BND says terrorists are targeting energy sector

13-10-06

Terrorists are setting their sights on the global energy infrastructure, the head of Germany's foreign intelligence service (BND) said.
Ernst Uhrlau told a Berlin seminar on energy and security there had been a marked increase in the number of terrorist attacks directed at energy targets in recent years. Groups like al-Qaeda, he said, had improved their capability and were concentrating on global energy supplies instead of local attacks of fuel depots or pipelines.

Uhrlau said dwindling supplies of oil and natural gas could lead to new conflicts and even wars.
"It is important, therefore, to identify potential conflicts over access and distribution and defuse them before they come to a head," the BND president said. One of the ways to achieve this was for states to increase cooperation, he said, citing the example of Pakistan and India.

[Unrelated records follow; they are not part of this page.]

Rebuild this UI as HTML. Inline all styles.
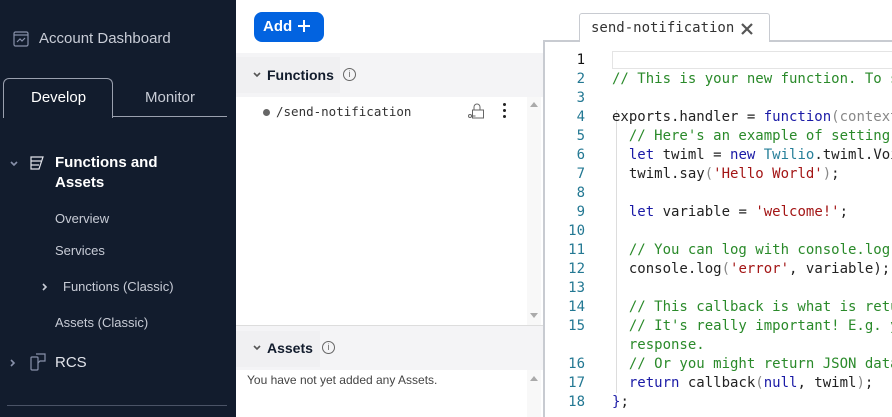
<!DOCTYPE html>
<html><head><meta charset="utf-8"><style>
*{margin:0;padding:0;box-sizing:border-box}
body{width:892px;height:417px;overflow:hidden;background:#fff;font-family:"Liberation Sans",sans-serif;position:relative}
.sb{position:absolute;left:0;top:0;width:236px;height:417px;background:#121c2d;color:#e1e3ea}
.abs{position:absolute}
.mono{font-family:"DejaVu Sans Mono",monospace}
.code{position:absolute;left:543px;top:40px;width:349px;height:377px;border-left:2px solid #c8cbd1;border-top:2px solid #c8cbd1;background:#fff}
.ln{position:absolute;left:543px;width:42px;text-align:right;font:14px "DejaVu Sans Mono",monospace;color:#237893}
.cl{position:absolute;left:612px;font:14px "DejaVu Sans Mono",monospace;color:#222;white-space:pre}
.c{color:#2a8a2a}.k{color:#1a1aa6}.s{color:#a31515}.g{color:#888}
</style></head><body>
<div class="sb">
 <svg class="abs" style="left:13px;top:31px" width="16" height="16" viewBox="0 0 16 16" fill="none" stroke="#8891aa" stroke-width="1.2"><rect x="1" y="1" width="14" height="14" rx="1.5"/><line x1="1" y1="4" x2="15" y2="4"/><path d="M4 11l3-3 2 2 3-3"/></svg>
 <div class="abs" style="left:39px;top:30px;font-size:15px;color:#c8ccd6">Account Dashboard</div>
 <div class="abs" style="left:3px;top:78px;width:110px;height:40px;border:1px solid #9aa0ae;border-bottom:none;border-radius:6px 6px 0 0"></div>
 <div class="abs" style="left:113px;top:116px;width:114px;border-top:1px solid #9aa0ae"></div>
 <div class="abs" style="left:31px;top:89px;font-size:15px;color:#fff">Develop</div>
 <div class="abs" style="left:145px;top:89px;font-size:15px;color:#c8ccd6">Monitor</div>
 <svg class="abs" style="left:9px;top:160px" width="10" height="8" viewBox="0 0 10 8" fill="none" stroke="#8891aa" stroke-width="1.6"><path d="M2 2l3 3 3-3"/></svg>
 <svg class="abs" style="left:29px;top:155px" width="16" height="16" viewBox="0 0 16 16" fill="none" stroke="#e1e3ea" stroke-width="1.2"><path d="M2 2h12l-4 12H2z M2 6h10 M2 10h8"/></svg>
 <div class="abs" style="left:55px;top:153px;font-size:15px;font-weight:bold;color:#fff;line-height:20px">Functions and<br>Assets</div>
 <div class="abs" style="left:55px;top:211px;font-size:13px;color:#c8ccd6">Overview</div>
 <div class="abs" style="left:55px;top:243px;font-size:13px;color:#c8ccd6">Services</div>
 <svg class="abs" style="left:41px;top:282px" width="8" height="10" viewBox="0 0 8 10" fill="none" stroke="#c8ccd6" stroke-width="1.6"><path d="M2 2l3 3-3 3"/></svg>
 <div class="abs" style="left:63px;top:279px;font-size:13px;color:#c8ccd6">Functions (Classic)</div>
 <div class="abs" style="left:55px;top:315px;font-size:13px;color:#c8ccd6">Assets (Classic)</div>
 <svg class="abs" style="left:9px;top:358px" width="8" height="10" viewBox="0 0 8 10" fill="none" stroke="#8891aa" stroke-width="1.6"><path d="M2 2l3 3-3 3"/></svg>
 <svg class="abs" style="left:30px;top:353px" width="16" height="18" viewBox="0 0 16 18" fill="none" stroke="#8891aa" stroke-width="1.2"><rect x="1" y="4" width="7" height="13" rx="1"/><path d="M6 1h9v7H10l-2 2"/></svg>
 <div class="abs" style="left:55px;top:354px;font-size:15px;color:#e1e3ea">RCS</div>
 <div class="abs" style="left:7px;top:405px;width:220px;border-top:1px solid #4a5366"></div>
</div>
<div class="abs" style="left:254px;top:12px;width:70px;height:30px;background:#0263e0;border-radius:8px;color:#fff;font-size:15px;font-weight:bold;padding:6px 0 0 9px">Add</div>
<svg class="abs" style="left:297px;top:19px" width="14" height="14" viewBox="0 0 14 14" stroke="#fff" stroke-width="2"><path d="M7 1v12M1 7h12"/></svg>
<div class="abs" style="left:236px;top:53px;width:307px;height:44px;background:#f4f4f6"></div>
<div class="abs" style="left:236px;top:57px;width:104px;height:36px;background:#f0f0f2"></div>
<svg class="abs" style="left:252px;top:71px" width="10" height="8" viewBox="0 0 10 8" fill="none" stroke="#555" stroke-width="1.6"><path d="M2 2l3 3 3-3"/></svg>
<div class="abs" style="left:267px;top:67px;font-size:14px;font-weight:bold;color:#121c2d">Functions</div>
<div class="abs" style="left:343px;top:68px;width:13px;height:13px;border:1px solid #666;border-radius:50%;font-size:9px;text-align:center;line-height:11px;color:#666">i</div>
<div class="abs" style="left:263px;top:109px;width:7px;height:7px;border-radius:50%;background:#666"></div>
<div class="abs mono" style="left:276px;top:104px;font-size:12.5px;color:#333">/send-notification</div>
<svg class="abs" style="left:467px;top:102px" width="18" height="18" viewBox="0 0 18 18" fill="none" stroke="#666" stroke-width="1"><path d="M7 8V5a3 3 0 016 0v3"/><rect x="5.5" y="8" width="11" height="8"/><circle cx="3" cy="14" r="1.5"/><path d="M4.5 14h4"/></svg>
<div class="abs" style="left:503px;top:103px;width:3px;line-height:5px;font-size:0"><div style="width:3px;height:3px;background:#222;margin-bottom:3px;border-radius:50%"></div><div style="width:3px;height:3px;background:#222;margin-bottom:3px;border-radius:50%"></div><div style="width:3px;height:3px;background:#222;border-radius:50%"></div></div>
<div class="abs" style="left:527px;top:97px;width:14px;height:228px;background:#f8f8f8"></div>
<div class="abs" style="left:530px;top:102px;width:0;height:0;border:4px solid transparent;border-bottom:5px solid #aaa;border-top:none"></div>
<div class="abs" style="left:530px;top:313px;width:0;height:0;border:4px solid transparent;border-top:5px solid #aaa;border-bottom:none"></div>
<div class="abs" style="left:236px;top:325px;width:307px;height:45px;background:#f4f4f6;border-top:1px solid #ddd"></div>
<div class="abs" style="left:236px;top:331px;width:84px;height:36px;background:#f0f0f2"></div>
<svg class="abs" style="left:252px;top:344px" width="10" height="8" viewBox="0 0 10 8" fill="none" stroke="#555" stroke-width="1.6"><path d="M2 2l3 3 3-3"/></svg>
<div class="abs" style="left:267px;top:340px;font-size:14px;font-weight:bold;color:#121c2d">Assets</div>
<div class="abs" style="left:322px;top:341px;width:13px;height:13px;border:1px solid #666;border-radius:50%;font-size:9px;text-align:center;line-height:11px;color:#666">i</div>
<div class="abs" style="left:247px;top:373px;font-size:12px;color:#444">You have not yet added any Assets.</div>
<div class="abs" style="left:527px;top:370px;width:14px;height:47px;background:#f8f8f8"></div>
<div class="abs" style="left:530px;top:376px;width:0;height:0;border:4px solid transparent;border-bottom:5px solid #aaa;border-top:none"></div>
<div class="code"></div>
<div class="abs" style="left:579px;top:13px;width:191px;height:29px;background:#fff;border:1px solid #c8cbd1;border-bottom:none;border-radius:3px 3px 0 0"></div>
<div class="abs mono" style="left:591px;top:20px;font-size:14px;color:#333">send-notification</div>
<svg class="abs" style="left:741px;top:23px" width="12" height="12" viewBox="0 0 12 12" stroke="#555" stroke-width="2.2"><path d="M1 1l10 10M11 1L1 11"/></svg>
<div class="abs" style="left:612px;top:51px;width:280px;height:18px;border:1px solid #e4e4e4;border-right:none"></div>
<div class="abs" style="left:616px;top:110px;height:283px;border-left:1px solid #ddd"></div>
<div class="ln" style="top:52px;color:#111">1</div><div class="ln" style="top:71px">2</div><div class="ln" style="top:90px">3</div><div class="ln" style="top:109px">4</div><div class="ln" style="top:128px">5</div><div class="ln" style="top:147px">6</div><div class="ln" style="top:166px">7</div><div class="ln" style="top:185px">8</div><div class="ln" style="top:204px">9</div><div class="ln" style="top:223px">10</div><div class="ln" style="top:242px">11</div><div class="ln" style="top:261px">12</div><div class="ln" style="top:280px">13</div><div class="ln" style="top:299px">14</div><div class="ln" style="top:318px">15</div><div class="ln" style="top:356px">16</div><div class="ln" style="top:375px">17</div><div class="ln" style="top:394px">18</div>
<div class="cl c" style="top:71px">// This is your new function. To see</div>
<div class="cl" style="top:109px">exports.handler = <span class="k">function</span><span class="g">(context</span></div>
<div class="cl c" style="top:128px">  // Here's an example of setting</div>
<div class="cl" style="top:147px">  <span class="k">let</span> twiml = <span class="k">new</span> <span style="color:#267f99">Twilio</span>.twiml.Voi</div>
<div class="cl" style="top:166px">  twiml.say<span class="g">(</span><span class="s">'Hello World'</span><span class="g">)</span>;</div>
<div class="cl" style="top:204px">  <span class="k">let</span> variable = <span class="s">'welcome!'</span>;</div>
<div class="cl c" style="top:242px">  // You can log with console.log</div>
<div class="cl" style="top:261px">  console.log<span class="g">(</span><span class="s">'error'</span>, variable);</div>
<div class="cl c" style="top:299px">  // This callback is what is retu</div>
<div class="cl c" style="top:318px">  // It's really important! E.g. y</div>
<div class="cl c" style="top:337px">  response.</div>
<div class="cl c" style="top:356px">  // Or you might return JSON data</div>
<div class="cl" style="top:375px">  <span class="k">return</span> callback<span class="g">(</span><span class="k">null</span>, twiml<span class="g">)</span>;</div>
<div class="cl" style="top:394px"><span class="k">}</span>;</div>
</body></html>
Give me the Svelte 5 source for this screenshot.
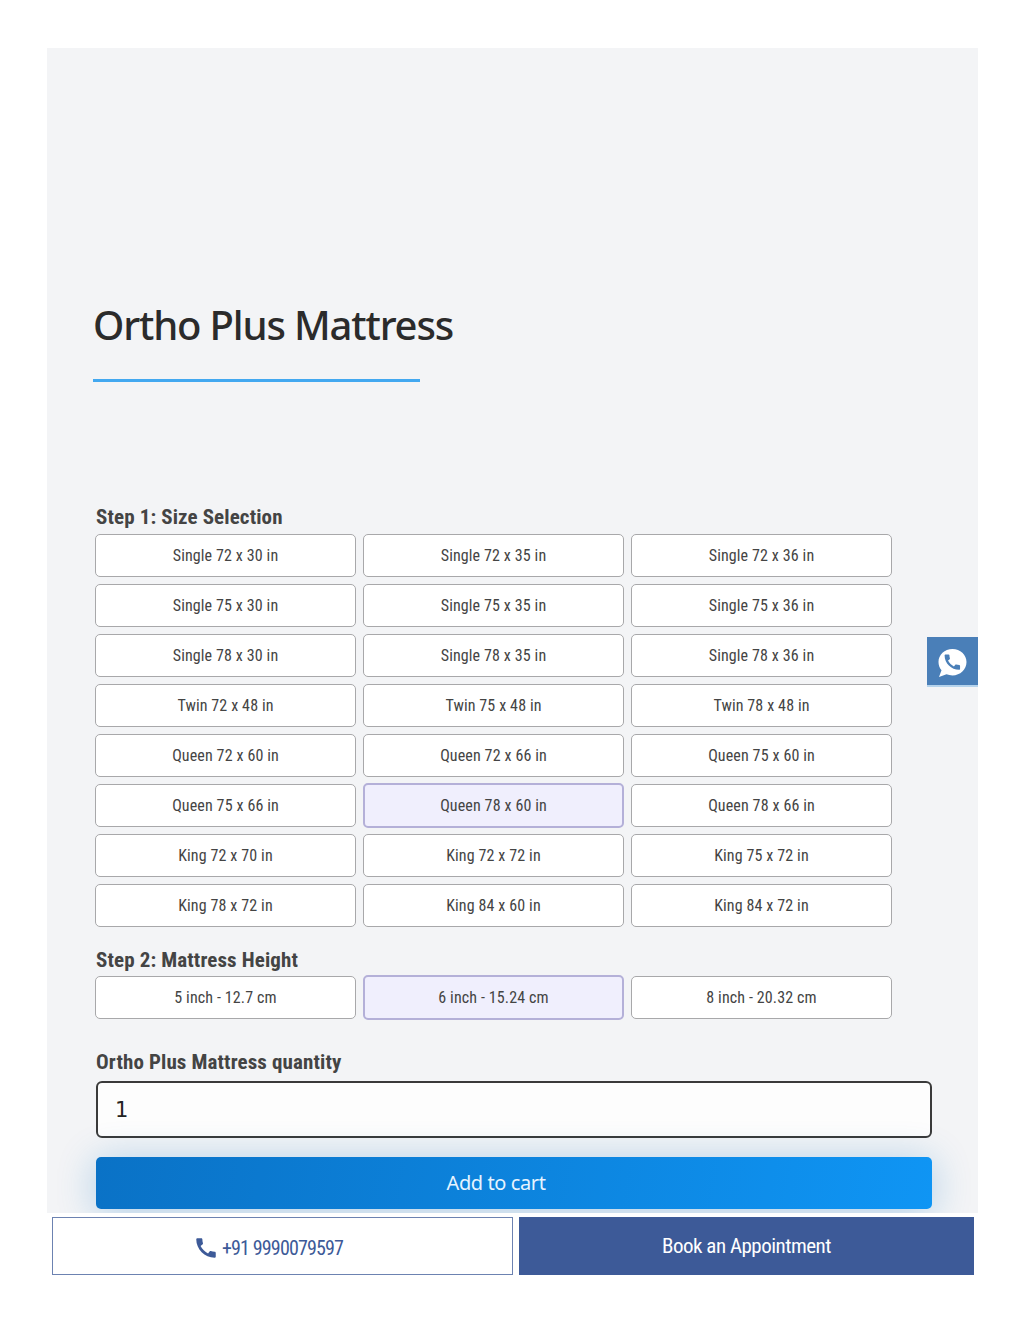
<script lang="ts">
  const sizes = [
    "Single 72 x 30 in", "Single 72 x 35 in", "Single 72 x 36 in",
    "Single 75 x 30 in", "Single 75 x 35 in", "Single 75 x 36 in",
    "Single 78 x 30 in", "Single 78 x 35 in", "Single 78 x 36 in",
    "Twin 72 x 48 in", "Twin 75 x 48 in", "Twin 78 x 48 in",
    "Queen 72 x 60 in", "Queen 72 x 66 in", "Queen 75 x 60 in",
    "Queen 75 x 66 in", "Queen 78 x 60 in", "Queen 78 x 66 in",
    "King 72 x 70 in", "King 72 x 72 in", "King 75 x 72 in",
    "King 78 x 72 in", "King 84 x 60 in", "King 84 x 72 in",
  ];
  const heights = ["5 inch - 12.7 cm", "6 inch - 15.24 cm", "8 inch - 20.32 cm"];

  let size = $state("Queen 78 x 60 in");
  let height = $state("6 inch - 15.24 cm");
  let quantity = $state(1);
</script>

<div class="page">
  <main class="panel">
    <h1>Ortho Plus Mattress</h1>
    <div class="rule"></div>

    <h2 class="step-one">Step 1: Size Selection</h2>
    <div class="options">
      {#each sizes as s}
        <button class="option" class:selected={s === size} onclick={() => (size = s)}>{s}</button>
      {/each}
    </div>

    <h2 class="step-two">Step 2: Mattress Height</h2>
    <div class="options tight">
      {#each heights as h}
        <button class="option" class:selected={h === height} onclick={() => (height = h)}>{h}</button>
      {/each}
    </div>

    <h2 class="step-qty">Ortho Plus Mattress quantity</h2>
    <input class="qty" type="text" bind:value={quantity} />
    <button class="add">Add to cart</button>

    <a class="whatsapp" href="#top" aria-label="WhatsApp">
      <svg viewBox="0 0 30 30" width="30" height="30">
        <path fill="#fff" d="M15.500 1C7.500 1 1.500 6.800 1.500 14c0 3.200 1.100 6 3 8.300L2 29l7.500-2.700c1.800.7 3.800 1.100 6 1.100C23.200 27.400 29.500 21.500 29.500 14 29.500 6.800 23.300 1 15.500 1z" />
        <path fill="#4a7fb8" transform="translate(5 3.800) scale(.86)" d="M20.010 15.380c-1.230 0-2.420-.2-3.530-.56-.35-.12-.74-.03-1.010.24l-1.570 1.970c-2.830-1.350-5.480-3.900-6.890-6.830l1.950-1.660c.27-.28.35-.67.24-1.020-.37-1.110-.56-2.300-.56-3.530 0-.54-.45-.99-.99-.99H4.190C3.650 3 3 3.240 3 3.990 3 13.280 10.730 21 20.010 21c.71 0 .99-.63.99-1.180v-3.450c0-.54-.45-.99-.99-.99z" />
      </svg>
    </a>
  </main>

  <div class="actions">
    <a class="call" href="#top">
      <svg viewBox="0 0 24 24" width="26" height="26">
        <path fill="#3d5a98" d="M20.010 15.380c-1.230 0-2.420-.2-3.530-.56-.35-.12-.74-.03-1.010.24l-1.570 1.970c-2.830-1.350-5.480-3.900-6.890-6.830l1.950-1.660c.27-.28.35-.67.24-1.020-.37-1.110-.56-2.300-.56-3.530 0-.54-.45-.99-.99-.99H4.190C3.650 3 3 3.240 3 3.990 3 13.280 10.730 21 20.010 21c.71 0 .99-.63.99-1.180v-3.450c0-.54-.45-.99-.99-.99z" />
      </svg>
      <span>+91 9990079597</span>
    </a>
    <a class="book" href="#top">Book an Appointment</a>
  </div>
</div>

<style>
  :global(body) {
    background: #fff;
  }
  .page {
    padding: 48px 46px 50px 47px;
    font-family: Roboto, sans-serif;
    font-stretch: 75%;
    color: #444;
  }
  .panel {
    position: relative;
    height: 1165px;
    box-sizing: border-box;
    padding: 253px 46px 0 49px;
    background: #f3f4f6;
    overflow: hidden;
  }
  h1 {
    margin: 0 0 0 -3px;
    font-family: "Noto Sans", sans-serif;
    font-size: 40px;
    font-stretch: normal;
    font-weight: 500;
    line-height: 48px;
    letter-spacing: -1.15px;
    color: #2b2b2b;
  }
  .rule {
    width: 327px;
    height: 3px;
    margin: 30px 0 0 -3px;
    background: #42a8f0;
  }
  h2 {
    margin: 0;
    font-size: 21px;
    font-weight: 700;
    line-height: 24px;
    letter-spacing: 0.12px;
    color: #444;
  }
  .step-one {
    margin-top: 123px;
  }
  .step-two {
    margin-top: 21px;
  }
  .step-qty {
    margin-top: 31px;
  }
  .options {
    display: grid;
    grid-template-columns: repeat(3, 261px);
    gap: 7px;
    margin: 5px 0 0 -1px;
  }
  .tight {
    margin-top: 4px;
  }
  .option {
    height: 43px;
    padding: 0;
    border: 1px solid #a8a8aa;
    border-radius: 5px;
    background: #fff;
    color: #444;
    font-family: Roboto, sans-serif;
    font-stretch: 75%;
    font-size: 16px;
    letter-spacing: 0.12px;
  }
  .selected {
    height: 45px;
    margin: -1px 0;
    border: 2px solid #b4b0d8;
    background: #f0effd;
  }
  .qty {
    display: block;
    box-sizing: border-box;
    width: 836px;
    height: 57px;
    margin-top: 7px;
    padding: 0 17px;
    border: 2px solid #3a3a3a;
    border-radius: 6px;
    background: #fdfdfd;
    color: #222;
    font-family: "DejaVu Sans", sans-serif;
    font-size: 21px;
    outline: none;
  }
  .add {
    display: block;
    width: 836px;
    height: 52px;
    margin-top: 19px;
    padding: 0 36px 2px 0;
    border: none;
    border-radius: 5px;
    background: linear-gradient(100deg, #0a72c6, #0f95f4);
    box-shadow: 0 4px 38px rgba(15, 120, 200, 0.3);
    color: #e6f4ff;
    font-family: "Noto Sans", sans-serif;
    font-size: 20px;
    letter-spacing: -0.4px;
  }
  .whatsapp {
    position: absolute;
    top: 589px;
    right: 0;
    display: flex;
    align-items: center;
    justify-content: center;
    box-sizing: border-box;
    width: 51px;
    height: 50px;
    padding: 4px 1px 0 0;
    border-bottom: 2px solid #b5d3ec;
    background: #4a7fb8;
  }
  .actions {
    display: grid;
    grid-template-columns: 461px 455px;
    gap: 6px;
    margin: 4px 0 0 5px;
  }
  .actions a {
    display: flex;
    align-items: center;
    justify-content: center;
    box-sizing: border-box;
    height: 58px;
    text-decoration: none;
    font-size: 21px;
  }
  .call {
    gap: 3px;
    padding: 3px 29px 0 0;
    border: 1px solid #6c82b1;
    color: #3d5a98;
  }
  .call span {
    font-size: 20px;
    letter-spacing: -0.85px;
  }
  .book {
    background: #3d5a98;
    color: #fff;
    letter-spacing: -0.5px;
  }
</style>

The head of Germany's federal chancellery, Thomas de Maiziere, told the gathering that energy was increasingly becoming a factor in the wielding of power. He cited the example of Russia's Gazprom, which he said had made a series of threats if obstacles were placed in the way of its international expansion.
Last winter Gazprom temporarily cut off supplies of natural gas to Ukraine after the government in Kiev balked at paying higher prices for the fuel.

De Maiziere also warned of the dangers of abuse by emerging economies where nuclear power was seen as a way of lowering their reliance on non-renewable energy sources. North Korea, which recently tested an atomic device, was an example to the international community that it needs to be firm in dealing with violations of international treaties, he said.
Otherwise there is a threat of a nuclear arms race with dramatic consequences, de Maiziere said.